­

Realtors, builders and lenders working with young, first-time home buyers should be aware of an important change affecting credit scores nationwide: The country's largest provider of student loans -- Sallie Mae -- has abruptly stopped reporting its 7 million-plus borrowers' payment performances to two of the three national credit repositories.

That policy switch could sharply lower the FICO scores of large numbers of consumers who have been paying their student loans on time to Sallie Mae for years, but who don't have many other credit accounts on their files. The lower scores, in turn, could make large numbers of student loan holders ineligible for the mortgages they need to buy a first home.

Here's what's happening. Though Sallie Mae has never told its customers about it, the corporation no longer reports borrower loan payments to national repositories Experian or Trans Union. Instead it send reports only to Equifax and a smaller bureau, Innovis Data Solutions.

The problem for would-be home buyers among Sallie Mae's customers is that most mortgage companies order credit files from all three national repositories, and then often underwrite and price the loan using the middle score among the three.

For example, if your Trans Union score was 710, your Experian score 680 and your Equifax score 620, your mortgage rate and fees would likely be based on your middle score -- Experian's 660.

But what happens when two of the three national credit repositories do not have what may be one your most important and positive records of on-time payments -- your student loans with SLM Corp., popularly known as Sallie Mae?

Eric Borgeson, a 31-year-old first-time home buyer in Eagle-Vail, Colo. recently found out. His mortgage loan officer, Chris Neuswanger of Macro Financial Group did a preliminary credit check on Borgeson and found his three national scores qualified him for the lowest-rate loans on the market. Borgeson's excellent on-time payment records were included in the electronic files at Equifax, Experian and Trans Union.

But when Neuswanger later formally submitted Borgeson's mortgage application through Fannie Mae's automated underwriting system, the positive payment histories suddenly and inexplicably disappeared from his Trans Union and Experian files. And the absence of those on-time payments on Borgeson's largest credit account had a sharply negative impact on his FICO scores at those two repositories. His "mid" score at Trans Union was now too low to qualify for the best rate quote through Fannie Mae. He was forced instead into a "non-prime" rate 1 1/2 percentage points higher than he thought he'd get. The rate increase is costing him $200 a month extra on his $237,000 mortgage, he says.

Sallie Mae spokeswoman Martha Holler confirmed last week that the corporation had stopped reporting payment histories -- positive or negative -- to Trans Union and Experian on all 7 million plus of its customers. She said the corporation had become unhappy with the two repositories' policies of selling Sallie Mae customer data to other financial product marketers. But credit industry experts say such data sales are commonplace and affect most companies that report credit data to the repositories. For example, most of the credit card and home equity line solicitations millions of consumers receive weekly are generated through "pre-screening" of credit by financial product marketers. A credit card company might ask one or more repository for all customers of Citibank or Wells Fargo in a particular region who have above-average FICO scores, say 720 or higher.

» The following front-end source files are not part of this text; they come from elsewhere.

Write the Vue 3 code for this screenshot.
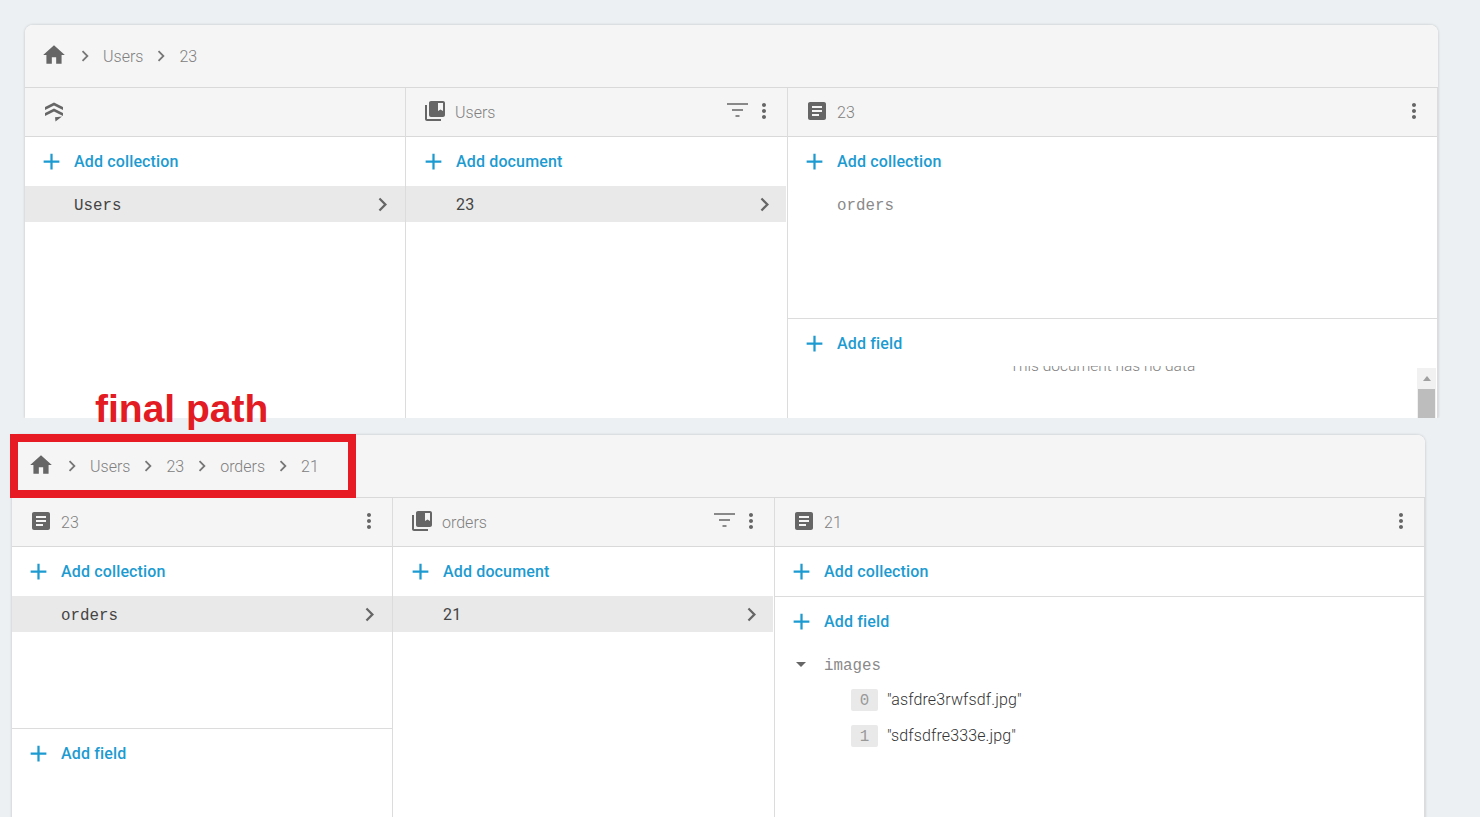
<script setup>
const icons = {
  home: 'M10 20v-6h4v6h5v-8h3L12 3 2 12h3v8z',
  chevron: 'M10 6L8.59 7.41 13.17 12l-4.58 4.59L10 18l6-6z',
  add: 'M19 13h-6v6h-2v-6H5v-2h6V5h2v6h6v2z',
  more: 'M12 8c1.1 0 2-.9 2-2s-.9-2-2-2-2 .9-2 2 .9 2 2 2zm0 2c-1.1 0-2 .9-2 2s.9 2 2 2 2-.9 2-2-.9-2-2-2zm0 6c-1.1 0-2 .9-2 2s.9 2 2 2 2-.9 2-2-.9-2-2-2z',
  filter: 'M2 4.200h21v1.600H2zM7 10.200h11v1.600H7zM10.500 16.200h4v1.600h-4z',
  doc: 'M19 3H5c-1.1 0-2 .9-2 2v14c0 1.1.9 2 2 2h14c1.1 0 2-.9 2-2V5c0-1.1-.9-2-2-2zm-5 14H7v-2h7v2zm3-4H7v-2h10v2zm0-4H7V7h10v2z',
  coll: 'M4 6H2v14c0 1.1.9 2 2 2h14v-2H4V6zm16-4H8c-1.1 0-2 .9-2 2v12c0 1.1.9 2 2 2h12c1.1 0 2-.9 2-2V4c0-1.1-.9-2-2-2zm0 10l-2.5-1.5L15 12V4h5v8z',
  root: 'M12 3.500L21 8v3l-9-4.500L3 11V8zM12 9.500l9 4.500v3l-9-4.500L3 17v-3zM13 18.200l7-.700-6.500 5z',
  drop: 'M7 10l5 5 5-5z'
}
</script>

<template>
  <div class="page">
    <!-- upper panel -->
    <section class="panel upper">
      <nav class="crumbs">
        <svg class="ic home" viewBox="0 0 24 24"><path :d="icons.home" /></svg>
        <template v-for="c in ['Users', '23']" :key="c">
          <svg class="ic sep" viewBox="0 0 24 24"><path :d="icons.chevron" /></svg>
          <span class="crumb">{{ c }}</span>
        </template>
      </nav>
      <div class="cols">
        <div class="col c1">
          <header class="head">
            <svg class="ic" viewBox="0 0 24 24"><path :d="icons.root" /></svg>
          </header>
          <div class="add"><svg class="ic plus" viewBox="0 0 24 24"><path :d="icons.add" /></svg>Add collection</div>
          <div class="row sel"><span class="mono">Users</span><svg class="ic chev" viewBox="0 0 24 24"><path :d="icons.chevron" /></svg></div>
        </div>
        <div class="col c2">
          <header class="head">
            <svg class="ic" viewBox="0 0 24 24"><path :d="icons.coll" /></svg>
            <span class="title">Users</span>
            <svg class="ic right" viewBox="0 0 24 24"><path :d="icons.filter" /></svg>
            <svg class="ic" viewBox="0 0 24 24"><path :d="icons.more" /></svg>
          </header>
          <div class="add"><svg class="ic plus" viewBox="0 0 24 24"><path :d="icons.add" /></svg>Add document</div>
          <div class="row sel"><span class="id">23</span><svg class="ic chev" viewBox="0 0 24 24"><path :d="icons.chevron" /></svg></div>
        </div>
        <div class="col c3">
          <header class="head">
            <svg class="ic" viewBox="0 0 24 24"><path :d="icons.doc" /></svg>
            <span class="title">23</span>
            <svg class="ic right" viewBox="0 0 24 24"><path :d="icons.more" /></svg>
          </header>
          <div class="subcols">
            <div class="add"><svg class="ic plus" viewBox="0 0 24 24"><path :d="icons.add" /></svg>Add collection</div>
            <div class="row"><span class="mono muted">orders</span></div>
          </div>
          <div class="add"><svg class="ic plus" viewBox="0 0 24 24"><path :d="icons.add" /></svg>Add field</div>
          <div class="nodata">
            <p>This document has no data</p>
            <div class="scrollbar"><span class="up"></span><span class="thumb"></span></div>
          </div>
        </div>
      </div>
    </section>

    <!-- lower panel -->
    <section class="panel lower">
      <nav class="crumbs">
        <svg class="ic home" viewBox="0 0 24 24"><path :d="icons.home" /></svg>
        <template v-for="c in ['Users', '23', 'orders', '21']" :key="c">
          <svg class="ic sep" viewBox="0 0 24 24"><path :d="icons.chevron" /></svg>
          <span class="crumb">{{ c }}</span>
        </template>
      </nav>
      <div class="cols">
        <div class="col c1">
          <header class="head">
            <svg class="ic" viewBox="0 0 24 24"><path :d="icons.doc" /></svg>
            <span class="title">23</span>
            <svg class="ic right" viewBox="0 0 24 24"><path :d="icons.more" /></svg>
          </header>
          <div class="subcols">
            <div class="add"><svg class="ic plus" viewBox="0 0 24 24"><path :d="icons.add" /></svg>Add collection</div>
            <div class="row sel"><span class="mono">orders</span><svg class="ic chev" viewBox="0 0 24 24"><path :d="icons.chevron" /></svg></div>
          </div>
          <div class="add"><svg class="ic plus" viewBox="0 0 24 24"><path :d="icons.add" /></svg>Add field</div>
        </div>
        <div class="col c2">
          <header class="head">
            <svg class="ic" viewBox="0 0 24 24"><path :d="icons.coll" /></svg>
            <span class="title">orders</span>
            <svg class="ic right" viewBox="0 0 24 24"><path :d="icons.filter" /></svg>
            <svg class="ic" viewBox="0 0 24 24"><path :d="icons.more" /></svg>
          </header>
          <div class="add"><svg class="ic plus" viewBox="0 0 24 24"><path :d="icons.add" /></svg>Add document</div>
          <div class="row sel"><span class="id">21</span><svg class="ic chev" viewBox="0 0 24 24"><path :d="icons.chevron" /></svg></div>
        </div>
        <div class="col c3">
          <header class="head">
            <svg class="ic" viewBox="0 0 24 24"><path :d="icons.doc" /></svg>
            <span class="title">21</span>
            <svg class="ic right" viewBox="0 0 24 24"><path :d="icons.more" /></svg>
          </header>
          <div class="add ruled"><svg class="ic plus" viewBox="0 0 24 24"><path :d="icons.add" /></svg>Add collection</div>
          <div class="add"><svg class="ic plus" viewBox="0 0 24 24"><path :d="icons.add" /></svg>Add field</div>
          <div class="tree">
            <div class="branch">
              <svg class="ic" viewBox="0 0 24 24"><path :d="icons.drop" /></svg>
              <span class="mono muted">images</span>
            </div>
            <div class="leaf"><span class="idx">0</span><span class="val">"asfdre3rwfsdf.jpg"</span></div>
            <div class="leaf"><span class="idx">1</span><span class="val">"sdfsdfre333e.jpg"</span></div>
          </div>
        </div>
      </div>
    </section>

    <!-- annotation drawn on top of the screenshot -->
    <div class="note">final path</div>
    <div class="notebox"></div>
  </div>
</template>

<style>
html, body { margin: 0; background: #ecf0f3; }
</style>

<style scoped>
.page {
  position: relative;
  height: 817px;
  overflow: hidden;
  box-sizing: border-box;
  padding-top: 25px;
  background: #ecf0f3;
  font-family: Roboto, "Liberation Sans", sans-serif;
  font-size: 16px;
  color: #757575;
}
.panel {
  width: 1413px;
  box-sizing: border-box;
  background: #fff;
  border-radius: 8px 8px 0 0;
  box-shadow: 0 0 3px rgba(0, 0, 0, .2);
  overflow: hidden;
  display: flex;
  flex-direction: column;
  clip-path: inset(-4px -4px 0 -4px);
}
.upper { height: 393px; margin-left: 25px; }
.lower { height: 400px; margin: 17px 0 0 12px; }
.crumbs {
  height: 61px;
  flex: none;
  display: flex;
  align-items: center;
  padding: 0 0 1px 17px;
  background: #f5f5f5;
  border-bottom: 1px solid #d9d9d9;
}
.ic { width: 24px; height: 24px; flex: none; fill: #666; display: block; }
.home { width: 26px; height: 26px; margin: -2px -1px 0 -1px; }
.sep { width: 22px; height: 22px; margin: 0 7px; fill: #777; }
.home + .sep { margin-left: 8px; }
.crumb { color: #808080; font-weight: 300; padding-top: 2px; }
.cols { flex: 1; min-height: 0; display: flex; }
.col { display: flex; flex-direction: column; box-sizing: border-box; border-right: 1px solid #dcdcdc; min-width: 0; }
.c1 { width: 381px; }
.c2 { width: 382px; }
.c3 { flex: 1; }
.head {
  flex: none;
  height: 48px;
  display: flex;
  align-items: center;
  padding: 0 11px 0 17px;
  background: #f5f5f5;
  border-bottom: 1px solid #d9d9d9;
}
.head .ic { margin-top: -2px; }
.title { margin-left: 8px; color: #808080; font-weight: 300; }
.right { margin-left: auto; }
.right + .ic { margin-left: 3px; }
.add {
  flex: none;
  height: 49px;
  display: flex;
  align-items: center;
  padding-left: 13px;
  font-weight: 500;
  letter-spacing: .15px;
  color: #1d9bd1;
}
.plus { width: 27px; height: 27px; fill: #1d9bd1; margin-right: 9px; }
.c2 .add { padding-left: 14px; }
.ruled { height: 50px; border-bottom: 1px solid #dcdcdc; box-sizing: border-box; }
.row {
  height: 36px;
  display: flex;
  align-items: center;
  justify-content: space-between;
  padding: 0 9px 0 49px;
}
.chev { width: 27px; height: 27px; }
.sel { background: #e9e9e9; }
.c2 .sel { margin-right: 1px; padding-left: 50px; padding-right: 8px; }
.mono { font-family: "Liberation Mono", "DejaVu Sans Mono", monospace; font-size: 15.8px; color: #444; padding-top: 4px; }
.muted { color: #8a8a8a; }
.id { color: #444; letter-spacing: .3px; }
.subcols { flex: none; height: 182px; border-bottom: 1px solid #dcdcdc; box-sizing: border-box; }
.nodata { position: relative; flex: 1; min-height: 0; overflow: hidden; margin-top: -2px; }
.nodata p {
  margin: -9px 0 0;
  text-align: center;
  font-size: 15.5px;
  font-weight: 300;
  line-height: 18px;
  color: #808080;
  padding-right: 20px;
}
.scrollbar {
  position: absolute;
  right: 1px;
  top: 2px;
  bottom: 0;
  width: 19px;
  background: #f1f1f1;
  display: flex;
  flex-direction: column;
  align-items: center;
}
.up {
  margin-top: 8px;
  border: 4px solid transparent;
  border-top: 0;
  border-bottom: 5px solid #a0a0a0;
}
.thumb { margin-top: 8px; width: 17px; flex: 1; background: #bdbdbd; }
.tree { padding: 0 0 0 14px; }
.branch { height: 36px; display: flex; align-items: center; gap: 11px; }
.leaf { height: 36px; display: flex; align-items: center; padding-left: 62px; color: #555; }
.val { font-weight: 300; letter-spacing: .12px; color: #333; margin-top: -2px; }
.idx {
  width: 27px;
  height: 22px;
  line-height: 24px;
  margin-right: 9px;
  text-align: center;
  background: #e9e9e9;
  border-radius: 2px;
  font-family: "Liberation Mono", monospace;
  font-size: 15.8px;
  color: #999;
}
.note {
  position: absolute;
  left: 95px;
  top: 387px;
  font-family: "Liberation Sans", Arial, sans-serif;
  font-weight: 700;
  font-size: 39px;
  line-height: 44px;
  color: #e31b23;
}
.notebox {
  position: absolute;
  left: 10px;
  top: 434px;
  width: 346px;
  height: 64px;
  box-sizing: border-box;
  border: 8px solid #e61b23;
}
</style>
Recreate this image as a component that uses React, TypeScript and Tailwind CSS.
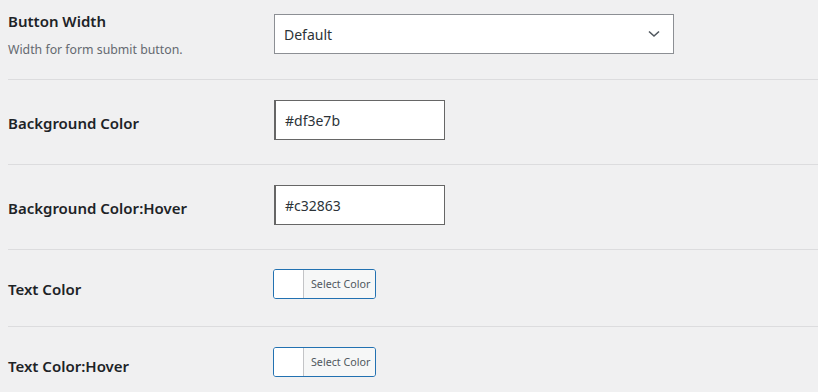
import React from 'react';

const font = { fontFamily: '"Noto Sans", "Open Sans", sans-serif' };

const Label: React.FC<{ text: string; pt: string }> = ({ text, pt }) => (
  <div className={`w-[266px] shrink-0 ${pt}`}>
    <p className="text-[15px] leading-[20px] font-semibold text-[#1d2327]">{text}</p>
  </div>
);

const ColorInput: React.FC<{ value: string }> = ({ value }) => (
  <div className="w-[171px] h-[40px] bg-white border border-[#666666] border-l-2 flex items-center pl-[9px] text-[14px] text-[#2c3338]">
    {value}
  </div>
);

const ColorPicker: React.FC = () => (
  <div className="w-[103px] h-[30px] flex border border-[#2271b1] rounded-[3px] overflow-hidden">
    <div className="w-[30px] bg-white border-r border-[#c3c4c7]" />
    <div className="flex-1 bg-[#f6f7f7] flex items-center pl-[7px] text-[10.7px] text-[#50575e]">Select Color</div>
  </div>
);

export default function App() {
  return (
    <div className="w-[818px] h-[392px] bg-[#f0f0f1] pl-[8px] overflow-hidden" style={font}>
      {/* button width */}
      <div className="flex border-b border-[#dcdcde] h-[80px]">
        <div className="w-[266px] shrink-0 pt-[11px]">
          <p className="text-[15px] leading-[20px] font-semibold text-[#1d2327]">Button Width</p>
          <p className="mt-[9px] text-[12.3px] leading-[20px] text-[#646970]">Width for form submit button.</p>
        </div>
        <div className="pt-[14px]">
          <div className="w-[400px] h-[40px] bg-white border border-[#8c8f94] flex items-center justify-between pl-[9px] pr-[13px] text-[14px] text-[#2c3338]">
            <span>Default</span>
            <svg width="12" height="8" viewBox="0 0 12 8" fill="none">
              <path d="M1 1.5 L6 6 L11 1.5" stroke="#50575e" strokeWidth="1.6" />
            </svg>
          </div>
        </div>
      </div>

      <div className="flex border-b border-[#dcdcde] h-[85px]">
        <Label text="Background Color" pt="pt-[33px]" />
        <div className="pt-[20px]">
          <ColorInput value="#df3e7b" />
        </div>
      </div>

      <div className="flex border-b border-[#dcdcde] h-[85px]">
        <Label text="Background Color:Hover" pt="pt-[33px]" />
        <div className="pt-[20px]">
          <ColorInput value="#c32863" />
        </div>
      </div>

      <div className="flex border-b border-[#dcdcde] h-[77px]">
        <Label text="Text Color" pt="pt-[29px]" />
        <div className="pt-[19px] -ml-[1px]">
          <ColorPicker />
        </div>
      </div>

      <div className="flex h-[65px]">
        <Label text="Text Color:Hover" pt="pt-[29px]" />
        <div className="pt-[20px] -ml-[1px]">
          <ColorPicker />
        </div>
      </div>
    </div>
  );
}
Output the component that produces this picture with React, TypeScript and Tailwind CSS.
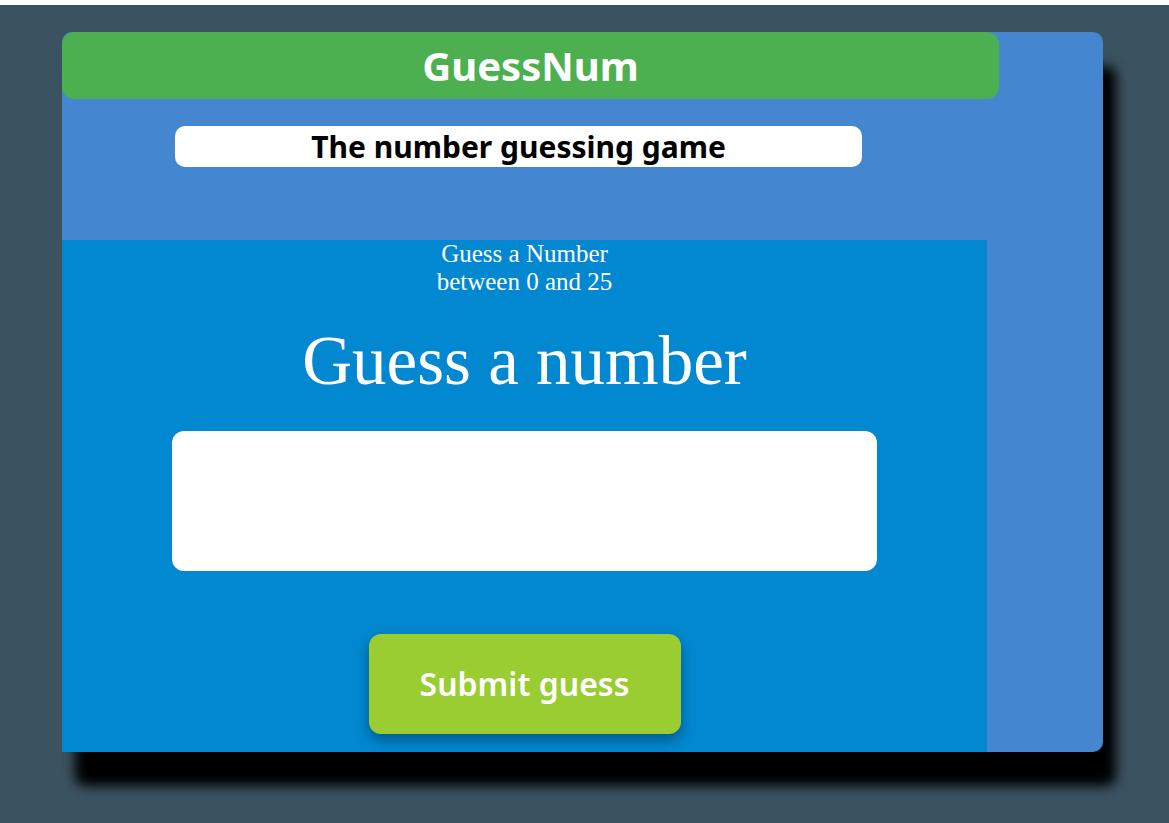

Then the marketers mail out their loan pitches to the prescreened and qualifying customers at their home addresses.

Sallie Mae's Holler said the company wants "to protect the privacy" of its customers and shield them from such promotions. It moved against Trans Union and Experian, she said, because they declined to withhold Sallie Mae borrowers from prescreening lists available to marketers.

Eric Borgeson said in an interview with Real Estate-Realtor Times last week that "I'd certainly prefer to get junk mail rather than be forced to pay $200 a month extra on my mortgage because Sallie Mae isn't reporting" to all three national credit bureaus.

How to handle this issue for clients who are first time buyers with current or former student loans with Sallie Mae? First, check the Equifax file and FICO score. Then ask loan officers to manually underwrite the loan application, factoring in any positive loan payment data that Equifax can document but that is missing from the Trans Union and Experian files.

Fair Isaac & Co., developer of the widely-used FICO credit scoring system, said last week that it strongly urges all lenders to "report fully and accurately to all three national credit bureaus." Anything less than full reporting is "unfair to borrowers," says a spokesman for the Consumer Federation of America.